# Tutorial 3

This tutorial is about generating parameter files for subsequent 'ab initio'
tight-binding (AITB) calculations with [Tibi]( https://mvdb.gitlab.io/tibi),
again taking silicon as an example.

In contrast to the previous tutorials, which involved writing and running
Python code, we will here make use of the `hotcent-basis` and `hotcent-tables`
command line tools. Note that these rely on pseudopotential calculations (as
required for AITB) and do not support all-electron calculations.

## Step 1: selecting a pseudopotential

Pseudoatomic DFT calculations in Hotcent currently require norm-conserving
pseudopotentials (NCPPs) in the Siesta format (`.psf` extension). These can be

* downloaded from online repositories such as the
  [NNIN/C Pseudopotential Virtual Vault](https://nninc.cnf.cornell.edu)
* generated using programs such as the [Atomic Pseudopotential Engine (APE)](
  https://www.tddft.org/programs/APE/)

A couple of things to consider:

* The `psf`-formatted NCPPs from NNIN/C appear to be fine for main group elements.
  The ones for transition metals (especially $3d$ ones) provide an appropriate
  starting point but can be further improved by regenerating them with e.g.
  shorter core radii and with non-linear core corrections.

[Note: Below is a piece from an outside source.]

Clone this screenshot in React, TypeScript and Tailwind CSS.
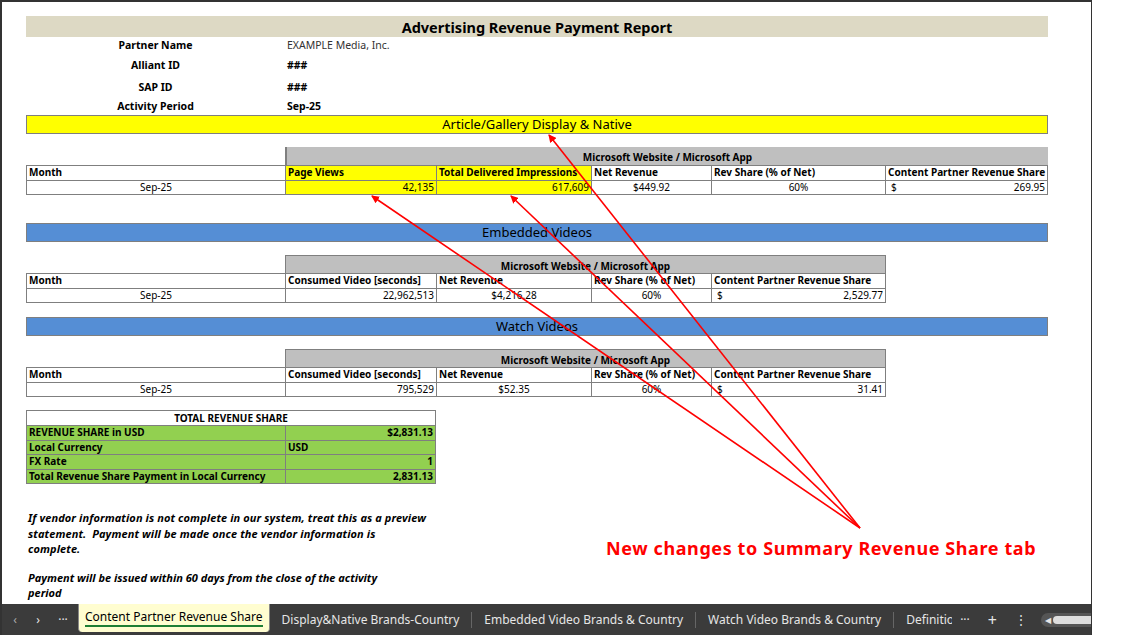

* For certain elements, such as alkali(ne earth) and transition metals, it is
  common to include semi-core electrons as part of the valence for accurate DFT
  calculations (e.g. iron's $3s^2$ $3p^6$ states). For AITB applications,
  however, the accuracy gains (if any) will usually be considered too small to
  justify the large increase in computational cost. Note also that Hotcent
  currently always uses one Kleinman-Bylander projector per angular momentum,
  which is not sufficient when including semi-core states.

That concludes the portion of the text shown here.